According to Marc Valera, associate vice president of facilities management for Fordham University, the College Sustainability Report is “a little unfair.” He said, “I tend to reject the assessment since it doesn’t take into account what we’re really doing here at Fordham.”

Valera said, “[The report] is just an assessment based on a written account of what we are doing—no data is taken into consideration,” Valera said. “As you can see, we’re in good company… there are a lot of universities with low scores.”

Valera said that though Fordham’s scores are low, the university is doing “everything it can” to “get the best bang out of its buck.” He continued, “If we had more resources, and spent more money like some of the larger universities in the report, we’d have a higher score. But we are trying to be environmentally friendly while not incurring costs that will essentially trickle down to the students,” Valera said. “We have nowhere to go for the money, and we’re committed to keeping the students’ costs low.”

Valera outlined a number of initiatives Fordham is taking to increase its environmental sustainability. “The University’s main focus is on reducing greenhouse gas emissions. This is a main focus for the next five to 10 years. We are fully committed to Mayor Bloomberg’s challenge to reduce emissions to 30 percent by 2017,” he said.

“We’re addressing recycling and renewable resources on both campuses. We have completely revisited our entire recycling policy. We’ve added more [recycling] stations, and we’ve increased signage as well,” Valera said. “The whole program is being reinvigorated.”

According to Valera, Fordham is converting many campus vehicles, not including the Ram Vans, to electric power. Though Ram Vans may seem   inefficient, Valera said, they actually are quite the opposite.

“They are a very efficient way to transport people. When you look at carbon emissions per passenger, the Ram Vans are much more environmentally friendly than other options. Though, when a more efficient technology is created that will be as efficient as the vans, we will certainly look into it. Right now, it simply does not exist,” he said.

One of the biggest projects that Fordham is currently undertaking, Valera said, is redesigning the way Fordham heats its buildings.

“We use three boiler plants on the Rose Hill campus to produce steam to heat our buildings there.  For Lincoln Center, we buy the steam from Con-Edison. These boilers use a heavy oil that produces a lot of greenhouse gasses. We are in the process, by using state funds, to convert these boilers to natural gas, reducing emissions by 30 percent,” Valera said.

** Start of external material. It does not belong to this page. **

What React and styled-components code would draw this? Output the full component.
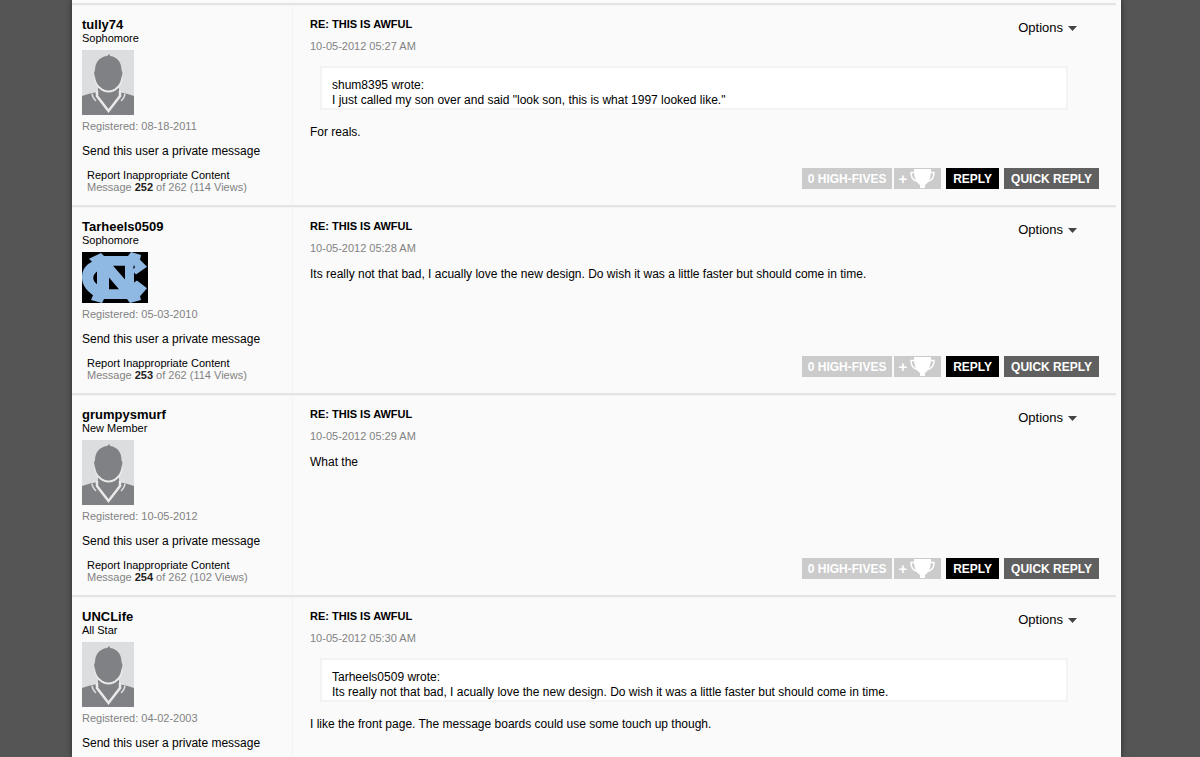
import React from "react";
import styled, { createGlobalStyle } from "styled-components";

const GlobalStyle = createGlobalStyle`
  * { box-sizing: border-box; }
  html { background: #555; }
  body {
    margin: 0;
    overflow: hidden;
    font-family: "Liberation Sans", Arial, sans-serif;
    font-size: 12px;
    line-height: 15px;
    color: #000;
  }
  a { color: inherit; text-decoration: none; }
  button { font-family: inherit; border: 0; margin: 0; cursor: pointer; }
  h2, p, blockquote { margin: 0; }
`;

const Page = styled.div`
  padding: 0 79px 0 72px;
`;

const Board = styled.main`
  display: flex;
  flex-direction: column;
  min-height: 100vh;
  padding: 3px 4px 0 0;
  background: #fafafa;
  border-right: 1px solid #fff;
  box-shadow: 0 0 6px rgba(0, 0, 0, 0.5);
`;

const Post = styled.article`
  display: flex;
  border-top: 2px solid #e4e4e4;
  box-shadow: inset 0 1px 0 #f3f3f3;

  &:last-child { flex: 1; }
`;

const Author = styled.aside`
  flex: 0 0 221px;
  display: flex;
  flex-direction: column;
  align-items: flex-start;
  padding: 12px 10px 0;
  border-right: 1px solid #f3f3f3;
`;

const UserName = styled.a`
  font-size: 13px;
  font-weight: bold;
`;

const Rank = styled.span`
  font-size: 11px;
  line-height: 13px;
`;

const Avatar = styled.svg`
  display: block;
  margin-top: 5px;
`;

const Registered = styled.span`
  margin-top: 4px;
  font-size: 11px;
  line-height: 14px;
  color: #828282;
`;

const MessageLink = styled.a`
  margin-top: 10px;
  line-height: 16px;
`;

const PostMeta = styled.div`
  margin: 10px 0 12px 5px;
  font-size: 11px;
  line-height: 12px;
  color: #828282;
`;

const ReportLink = styled.a`
  display: block;
  color: #000;
`;

const MessageNumber = styled.span`
  font-weight: bold;
  color: #222;
`;

const Content = styled.div`
  flex: 1;
  display: flex;
  flex-direction: column;
  padding: 11px 17px 16px;
`;

const Header = styled.header`
  display: flex;
  justify-content: space-between;
  align-items: flex-start;
`;

const Title = styled.h2`
  font-size: 11px;
  line-height: 16px;
`;

const PostDate = styled.time`
  display: block;
  margin-top: 7px;
  font-size: 11px;
  color: #828282;
`;

const Options = styled.button`
  display: flex;
  align-items: center;
  gap: 5px;
  margin: 4px 22px 0 0;
  padding: 0;
  background: none;
  font-size: 13px;
  line-height: 16px;
  color: #000;
`;

const Quote = styled.blockquote`
  margin: 12px 31px 0 10px;
  padding: 10px 10px 0;
  border: 2px solid #f3f3f3;
  background: #fff;
`;

const Body = styled.p`
  margin-top: ${(p) => (p.$quoted ? 15 : 11)}px;
`;

const Actions = styled.footer`
  display: flex;
  justify-content: flex-end;
  gap: 5px;
  margin-top: auto;
`;

const Kudos = styled.div`
  display: flex;
  gap: 2px;
`;

const tones = { light: "#cbcbcb", black: "#000", dark: "#606060" };

const ActionButton = styled.button`
  display: flex;
  align-items: center;
  gap: 3px;
  height: 21px;
  padding: ${(p) => (p.$icon ? "0 6px 0 4px" : p.$tone === "light" ? "0 6px" : "0 7px")};
  background: ${(p) => tones[p.$tone]};
  color: #fff;
  font-size: 12px;
  font-weight: bold;
`;

const Plus = styled.span`
  font-size: 15px;
`;

function PlayerAvatar() {
  return (
    <Avatar width="52" height="65" viewBox="0 0 52 65" role="img" aria-label="Default avatar">
      <rect width="52" height="65" fill="#dcddde" />
      <path d="M0 46 Q8 43 16 42 L26 40 L36 42 Q44 43 52 46 V65 H0Z" fill="#808184" />
      <path d="M16 38 H37 V44 L26.500 59 L16 44Z" fill="#808184" />
      <path d="M15 41 V46 L26.500 61 L38 46 V41" fill="none" stroke="#e9e9ea" strokeWidth="2.500" />
      <path d="M10 43.500 Q10.500 48 14 51 M43 43.500 Q42.500 48 39 51" fill="none" stroke="#dcddde" strokeWidth="1.500" />
      <path d="M13 28 C14 36 20 41.500 26.500 41.500 C33 41.500 39 36 40 28" fill="none" stroke="#e9e9ea" strokeWidth="2" />
      <path d="M25 6 L27.500 4 L28 6 C36 7 39.500 13 39.500 20 L40.500 23 L39.500 27 C38.500 35 33 40 26.500 40 C20 40 14 35 13 27 L12 23 L13 20 C13 13 17 7 25 6Z" fill="#808184" />
    </Avatar>
  );
}

function TarHeelAvatar() {
  return (
    <Avatar width="66" height="51" viewBox="0 0 66 52" preserveAspectRatio="none" role="img" aria-label="Tar Heels logo">
      <rect width="66" height="52" fill="#000" />
      <path
        d="M7 7 L19 1 L22 4 H46 L49 0 L59 3 L58 8 L65 15 L54 23 L52 21 V31 L55 29 L65 37 L58 45 L59 49 L48 52 L45 48 H22 L20 52 L9 49 L11 44 C4 39 0 33 0 26 C0 18 4 13 10 10Z"
        fill="#8fb9e2"
      />
      <path d="M15 20 C10 24 10 29 15 33Z M31 14 H43 V28Z M27 26 L37 38 H27Z M52 13 L53 16 L51 17Z" fill="#000" />
    </Avatar>
  );
}

function Trophy() {
  return (
    <svg width="25" height="19" viewBox="0 0 25 19" aria-hidden="true">
      <path d="M4 0 H21 C21 8 19.500 13 15 16 V19 H10 V16 C5.500 13 4 8 4 0Z" fill="#fff" />
      <path d="M6 3.500 H1 C1 8 3 12 8 12.500 M19 3.500 H24 C24 8 22 12 17 12.500" fill="none" stroke="#fff" strokeWidth="1.500" />
    </svg>
  );
}

function Caret() {
  return (
    <svg width="9" height="5" viewBox="0 0 9 5" aria-hidden="true">
      <path d="M0 0 H9 L4.500 5Z" fill="#444" />
    </svg>
  );
}

const posts = [
  {
    user: "tully74", rank: "Sophomore", registered: "08-18-2011", number: 252, views: 114, time: "05:27",
    quote: { from: "shum8395", text: 'I just called my son over and said "look son, this is what 1997 looked like."' },
    body: "For reals.",
  },
  {
    user: "Tarheels0509", rank: "Sophomore", registered: "05-03-2010", number: 253, views: 114, time: "05:28", logo: true,
    body: "Its really not that bad, I acually love the new design. Do wish it was a little faster but should come in time.",
  },
  {
    user: "grumpysmurf", rank: "New Member", registered: "10-05-2012", number: 254, views: 102, time: "05:29",
    body: "What the",
  },
  {
    user: "UNCLife", rank: "All Star", registered: "04-02-2003", time: "05:30",
    quote: {
      from: "Tarheels0509",
      text: "Its really not that bad, I acually love the new design. Do wish it was a little faster but should come in time.",
    },
    body: "I like the front page. The message boards could use some touch up though.",
  },
];

function PostActions() {
  return (
    <Actions>
      <Kudos>
        <ActionButton type="button" $tone="light">0 HIGH-FIVES</ActionButton>
        <ActionButton type="button" $tone="light" $icon aria-label="Give a high-five">
          <Plus>+</Plus>
          <Trophy />
        </ActionButton>
      </Kudos>
      <ActionButton type="button" $tone="black">REPLY</ActionButton>
      <ActionButton type="button" $tone="dark">QUICK REPLY</ActionButton>
    </Actions>
  );
}

function ForumPost({ post }) {
  return (
    <Post>
      <Author>
        <UserName href="#profile">{post.user}</UserName>
        <Rank>{post.rank}</Rank>
        {post.logo ? <TarHeelAvatar /> : <PlayerAvatar />}
        <Registered>Registered: {post.registered}</Registered>
        <MessageLink href="#message">Send this user a private message</MessageLink>
        {post.number && (
          <PostMeta>
            <ReportLink href="#report">Report Inappropriate Content</ReportLink>
            Message <MessageNumber>{post.number}</MessageNumber> of 262 ({post.views} Views)
          </PostMeta>
        )}
      </Author>
      <Content>
        <Header>
          <div>
            <Title>RE: THIS IS AWFUL</Title>
            <PostDate>10-05-2012 {post.time} AM</PostDate>
          </div>
          <Options type="button">
            Options <Caret />
          </Options>
        </Header>
        {post.quote && (
          <Quote>
            <div>{post.quote.from} wrote:</div>
            <div>{post.quote.text}</div>
          </Quote>
        )}
        <Body $quoted={Boolean(post.quote)}>{post.body}</Body>
        {post.number && <PostActions />}
      </Content>
    </Post>
  );
}

export default function App() {
  return (
    <>
      <GlobalStyle />
      <Page>
        <Board>
          {posts.map((post) => (
            <ForumPost key={post.user} post={post} />
          ))}
        </Board>
      </Page>
    </>
  );
}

As for the future, including Fordham’s plans for the expansion of Fordham College at Lincoln Center (FCLC), Valera said that the University is committed to using “the greenest designs possible.”

“The amount of energy consumption [in all new buildings on Fordham’s campus] is designed to be 40 percent less than what the current New York City codes call for,” he said.

Most agree that in order to become fully green, Fordham must have support from not only staff, but students as well. Ann Marie Dorr,  FCLC ’11, said that while she admires Fordham’s plans, being green “isn’t [her] top priority.”

“I try to stay considerate of the environment because I grew up with parents that enforced it to an extent,” Dorr said. “I was taught about recycling and reusing at a young age, so I carry it with me. But my roommates and I don’t always make a lot of conscious environmental decisions. We have other things at the forefront of our minds.”

Steven Rey, FCLC ’11, said that he thinks Fordham does a good job being environmentally friendly. “The implementation of those electric hand driers in the restrooms are a good way to save energy and paper. The new trash receptacles in the hallways are very noticeable and definitely encourage recycling. And although people complain that we pay for printing, it is yet another way to save paper; it encourages students to double-check their work and think before printing that extra page,” Rey said.

The newly installed hand dryers, Valera said, are being funded by the university’s operating budget. “They are more efficient in that they eliminate paper waste,” Valera said.

Russell Dowling, FCLC ’11, said that he disagrees with Valera’s statement that the recycling program at Fordham is being “reinvigorated.” Dowling said, “The recycling in McMahon is terrible. I’m not sure why they think they need one bin for garbage, one for glass and one for plastic, but that’s just not how it works. They’re completely neglecting aluminum and papers, which are a huge part of McMahon recycling. They should definitely try to improve this.”

Fordham’s accountability statement and outline for current and future environmental initiatives is available on the University Web site.